Copy everything in the listing below word for word, apart from any images.
[START OF COLLECTED DATA]
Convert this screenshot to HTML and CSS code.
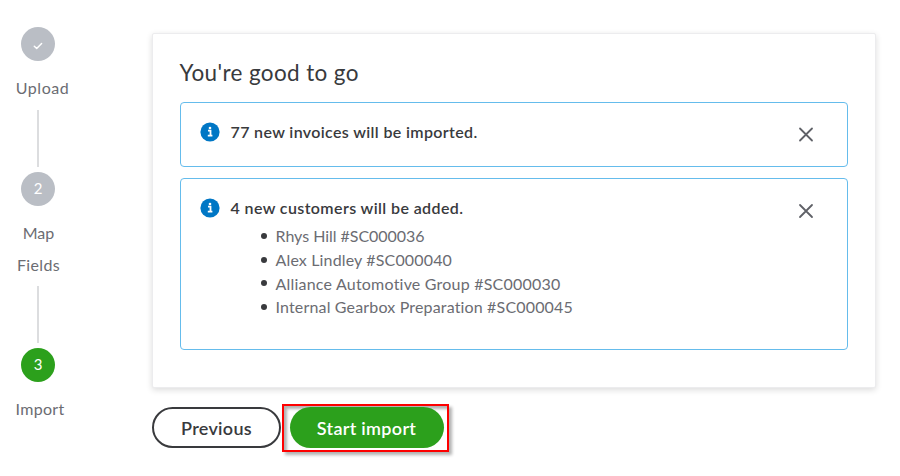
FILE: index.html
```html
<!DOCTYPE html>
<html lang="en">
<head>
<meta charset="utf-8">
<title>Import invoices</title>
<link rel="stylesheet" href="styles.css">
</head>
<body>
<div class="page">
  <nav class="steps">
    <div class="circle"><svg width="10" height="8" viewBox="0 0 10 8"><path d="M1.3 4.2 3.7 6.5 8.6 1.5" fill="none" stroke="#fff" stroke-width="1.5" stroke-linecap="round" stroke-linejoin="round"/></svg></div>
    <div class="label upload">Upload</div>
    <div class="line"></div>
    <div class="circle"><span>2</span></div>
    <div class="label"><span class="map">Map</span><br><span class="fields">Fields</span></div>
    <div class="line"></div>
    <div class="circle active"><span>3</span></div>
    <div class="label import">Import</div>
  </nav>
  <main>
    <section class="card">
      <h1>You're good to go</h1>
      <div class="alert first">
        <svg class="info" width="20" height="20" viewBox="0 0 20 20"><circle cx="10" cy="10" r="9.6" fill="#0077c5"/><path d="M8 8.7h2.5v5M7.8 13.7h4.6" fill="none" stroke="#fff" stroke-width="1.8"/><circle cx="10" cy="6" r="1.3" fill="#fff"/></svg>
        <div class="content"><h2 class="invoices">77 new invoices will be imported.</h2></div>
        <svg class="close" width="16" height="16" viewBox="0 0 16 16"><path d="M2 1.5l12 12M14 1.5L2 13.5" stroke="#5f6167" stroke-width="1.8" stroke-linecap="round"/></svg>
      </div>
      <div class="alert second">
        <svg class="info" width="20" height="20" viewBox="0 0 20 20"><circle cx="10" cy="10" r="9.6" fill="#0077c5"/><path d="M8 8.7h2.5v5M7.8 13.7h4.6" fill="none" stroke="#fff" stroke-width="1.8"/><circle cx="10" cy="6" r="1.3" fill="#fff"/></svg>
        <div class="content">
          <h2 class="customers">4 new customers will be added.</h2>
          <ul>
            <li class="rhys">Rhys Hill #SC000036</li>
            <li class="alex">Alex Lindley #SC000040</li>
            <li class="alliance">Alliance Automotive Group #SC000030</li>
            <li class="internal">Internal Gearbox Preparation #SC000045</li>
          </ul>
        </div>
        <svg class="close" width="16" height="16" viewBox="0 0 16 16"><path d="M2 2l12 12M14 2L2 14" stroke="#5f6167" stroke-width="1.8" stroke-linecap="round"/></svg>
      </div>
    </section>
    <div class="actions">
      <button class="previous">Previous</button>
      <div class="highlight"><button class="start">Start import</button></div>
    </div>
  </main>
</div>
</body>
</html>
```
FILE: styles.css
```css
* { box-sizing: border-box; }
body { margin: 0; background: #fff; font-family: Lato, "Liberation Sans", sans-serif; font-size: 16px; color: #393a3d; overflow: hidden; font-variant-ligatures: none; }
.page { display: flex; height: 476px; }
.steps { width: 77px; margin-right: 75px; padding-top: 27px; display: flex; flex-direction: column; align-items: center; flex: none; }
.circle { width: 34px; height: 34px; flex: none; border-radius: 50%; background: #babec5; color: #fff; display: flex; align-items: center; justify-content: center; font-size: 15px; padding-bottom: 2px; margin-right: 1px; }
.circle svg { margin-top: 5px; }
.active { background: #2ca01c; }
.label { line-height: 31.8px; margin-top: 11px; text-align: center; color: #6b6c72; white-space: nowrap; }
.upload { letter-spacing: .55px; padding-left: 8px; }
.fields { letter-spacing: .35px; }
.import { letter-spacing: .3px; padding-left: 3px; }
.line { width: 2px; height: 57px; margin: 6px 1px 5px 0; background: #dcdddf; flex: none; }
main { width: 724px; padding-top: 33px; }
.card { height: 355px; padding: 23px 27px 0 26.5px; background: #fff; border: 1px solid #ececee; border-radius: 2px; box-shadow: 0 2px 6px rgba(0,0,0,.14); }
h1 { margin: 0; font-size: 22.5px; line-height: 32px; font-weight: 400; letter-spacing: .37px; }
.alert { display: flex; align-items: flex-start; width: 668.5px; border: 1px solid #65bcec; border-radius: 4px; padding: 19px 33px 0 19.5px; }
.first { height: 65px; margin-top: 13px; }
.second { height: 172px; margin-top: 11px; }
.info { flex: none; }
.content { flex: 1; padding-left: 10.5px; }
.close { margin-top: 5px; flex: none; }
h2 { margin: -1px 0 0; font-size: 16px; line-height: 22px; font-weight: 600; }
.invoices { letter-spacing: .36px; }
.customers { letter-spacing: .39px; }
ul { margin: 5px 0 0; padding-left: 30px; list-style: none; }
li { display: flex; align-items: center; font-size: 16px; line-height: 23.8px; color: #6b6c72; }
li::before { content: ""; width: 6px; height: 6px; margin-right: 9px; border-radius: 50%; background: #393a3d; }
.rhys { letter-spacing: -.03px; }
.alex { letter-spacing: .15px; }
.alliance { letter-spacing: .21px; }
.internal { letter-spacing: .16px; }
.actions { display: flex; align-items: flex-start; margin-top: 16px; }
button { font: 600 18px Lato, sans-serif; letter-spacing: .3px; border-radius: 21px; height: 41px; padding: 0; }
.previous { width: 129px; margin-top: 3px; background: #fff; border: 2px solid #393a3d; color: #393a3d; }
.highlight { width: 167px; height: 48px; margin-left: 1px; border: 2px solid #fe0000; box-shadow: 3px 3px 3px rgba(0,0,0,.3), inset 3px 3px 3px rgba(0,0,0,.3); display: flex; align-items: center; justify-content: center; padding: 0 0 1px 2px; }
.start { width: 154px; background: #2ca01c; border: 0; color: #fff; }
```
[END OF COLLECTED DATA]
> _FINAL ANSWER_
Convert this screenshot to HTML and CSS code.
FILE: index.html
```html
<!DOCTYPE html>
<html lang="en">
<head>
<meta charset="utf-8">
<title>Import invoices</title>
<link rel="stylesheet" href="styles.css">
</head>
<body>
<div class="page">
  <nav class="steps">
    <div class="circle"><svg width="10" height="8" viewBox="0 0 10 8"><path d="M1.3 4.2 3.7 6.5 8.6 1.5" fill="none" stroke="#fff" stroke-width="1.5" stroke-linecap="round" stroke-linejoin="round"/></svg></div>
    <div class="label upload">Upload</div>
    <div class="line"></div>
    <div class="circle"><span>2</span></div>
    <div class="label"><span class="map">Map</span><br><span class="fields">Fields</span></div>
    <div class="line"></div>
    <div class="circle active"><span>3</span></div>
    <div class="label import">Import</div>
  </nav>
  <main>
    <section class="card">
      <h1>You're good to go</h1>
      <div class="alert first">
        <svg class="info" width="20" height="20" viewBox="0 0 20 20"><circle cx="10" cy="10" r="9.6" fill="#0077c5"/><path d="M8 8.7h2.5v5M7.8 13.7h4.6" fill="none" stroke="#fff" stroke-width="1.8"/><circle cx="10" cy="6" r="1.3" fill="#fff"/></svg>
        <div class="content"><h2 class="invoices">77 new invoices will be imported.</h2></div>
        <svg class="close" width="16" height="16" viewBox="0 0 16 16"><path d="M2 1.5l12 12M14 1.5L2 13.5" stroke="#5f6167" stroke-width="1.8" stroke-linecap="round"/></svg>
      </div>
      <div class="alert second">
        <svg class="info" width="20" height="20" viewBox="0 0 20 20"><circle cx="10" cy="10" r="9.6" fill="#0077c5"/><path d="M8 8.7h2.5v5M7.8 13.7h4.6" fill="none" stroke="#fff" stroke-width="1.8"/><circle cx="10" cy="6" r="1.3" fill="#fff"/></svg>
        <div class="content">
          <h2 class="customers">4 new customers will be added.</h2>
          <ul>
            <li class="rhys">Rhys Hill #SC000036</li>
            <li class="alex">Alex Lindley #SC000040</li>
            <li class="alliance">Alliance Automotive Group #SC000030</li>
            <li class="internal">Internal Gearbox Preparation #SC000045</li>
          </ul>
        </div>
        <svg class="close" width="16" height="16" viewBox="0 0 16 16"><path d="M2 2l12 12M14 2L2 14" stroke="#5f6167" stroke-width="1.8" stroke-linecap="round"/></svg>
      </div>
    </section>
    <div class="actions">
      <button class="previous">Previous</button>
      <div class="highlight"><button class="start">Start import</button></div>
    </div>
  </main>
</div>
</body>
</html>
```
FILE: styles.css
```css
* { box-sizing: border-box; }
body { margin: 0; background: #fff; font-family: Lato, "Liberation Sans", sans-serif; font-size: 16px; color: #393a3d; overflow: hidden; font-variant-ligatures: none; }
.page { display: flex; height: 476px; }
.steps { width: 77px; margin-right: 75px; padding-top: 27px; display: flex; flex-direction: column; align-items: center; flex: none; }
.circle { width: 34px; height: 34px; flex: none; border-radius: 50%; background: #babec5; color: #fff; display: flex; align-items: center; justify-content: center; font-size: 15px; padding-bottom: 2px; margin-right: 1px; }
.circle svg { margin-top: 5px; }
.active { background: #2ca01c; }
.label { line-height: 31.8px; margin-top: 11px; text-align: center; color: #6b6c72; white-space: nowrap; }
.upload { letter-spacing: .55px; padding-left: 8px; }
.fields { letter-spacing: .35px; }
.import { letter-spacing: .3px; padding-left: 3px; }
.line { width: 2px; height: 57px; margin: 6px 1px 5px 0; background: #dcdddf; flex: none; }
main { width: 724px; padding-top: 33px; }
.card { height: 355px; padding: 23px 27px 0 26.5px; background: #fff; border: 1px solid #ececee; border-radius: 2px; box-shadow: 0 2px 6px rgba(0,0,0,.14); }
h1 { margin: 0; font-size: 22.5px; line-height: 32px; font-weight: 400; letter-spacing: .37px; }
.alert { display: flex; align-items: flex-start; width: 668.5px; border: 1px solid #65bcec; border-radius: 4px; padding: 19px 33px 0 19.5px; }
.first { height: 65px; margin-top: 13px; }
.second { height: 172px; margin-top: 11px; }
.info { flex: none; }
.content { flex: 1; padding-left: 10.5px; }
.close { margin-top: 5px; flex: none; }
h2 { margin: -1px 0 0; font-size: 16px; line-height: 22px; font-weight: 600; }
.invoices { letter-spacing: .36px; }
.customers { letter-spacing: .39px; }
ul { margin: 5px 0 0; padding-left: 30px; list-style: none; }
li { display: flex; align-items: center; font-size: 16px; line-height: 23.8px; color: #6b6c72; }
li::before { content: ""; width: 6px; height: 6px; margin-right: 9px; border-radius: 50%; background: #393a3d; }
.rhys { letter-spacing: -.03px; }
.alex { letter-spacing: .15px; }
.alliance { letter-spacing: .21px; }
.internal { letter-spacing: .16px; }
.actions { display: flex; align-items: flex-start; margin-top: 16px; }
button { font: 600 18px Lato, sans-serif; letter-spacing: .3px; border-radius: 21px; height: 41px; padding: 0; }
.previous { width: 129px; margin-top: 3px; background: #fff; border: 2px solid #393a3d; color: #393a3d; }
.highlight { width: 167px; height: 48px; margin-left: 1px; border: 2px solid #fe0000; box-shadow: 3px 3px 3px rgba(0,0,0,.3), inset 3px 3px 3px rgba(0,0,0,.3); display: flex; align-items: center; justify-content: center; padding: 0 0 1px 2px; }
.start { width: 154px; background: #2ca01c; border: 0; color: #fff; }
```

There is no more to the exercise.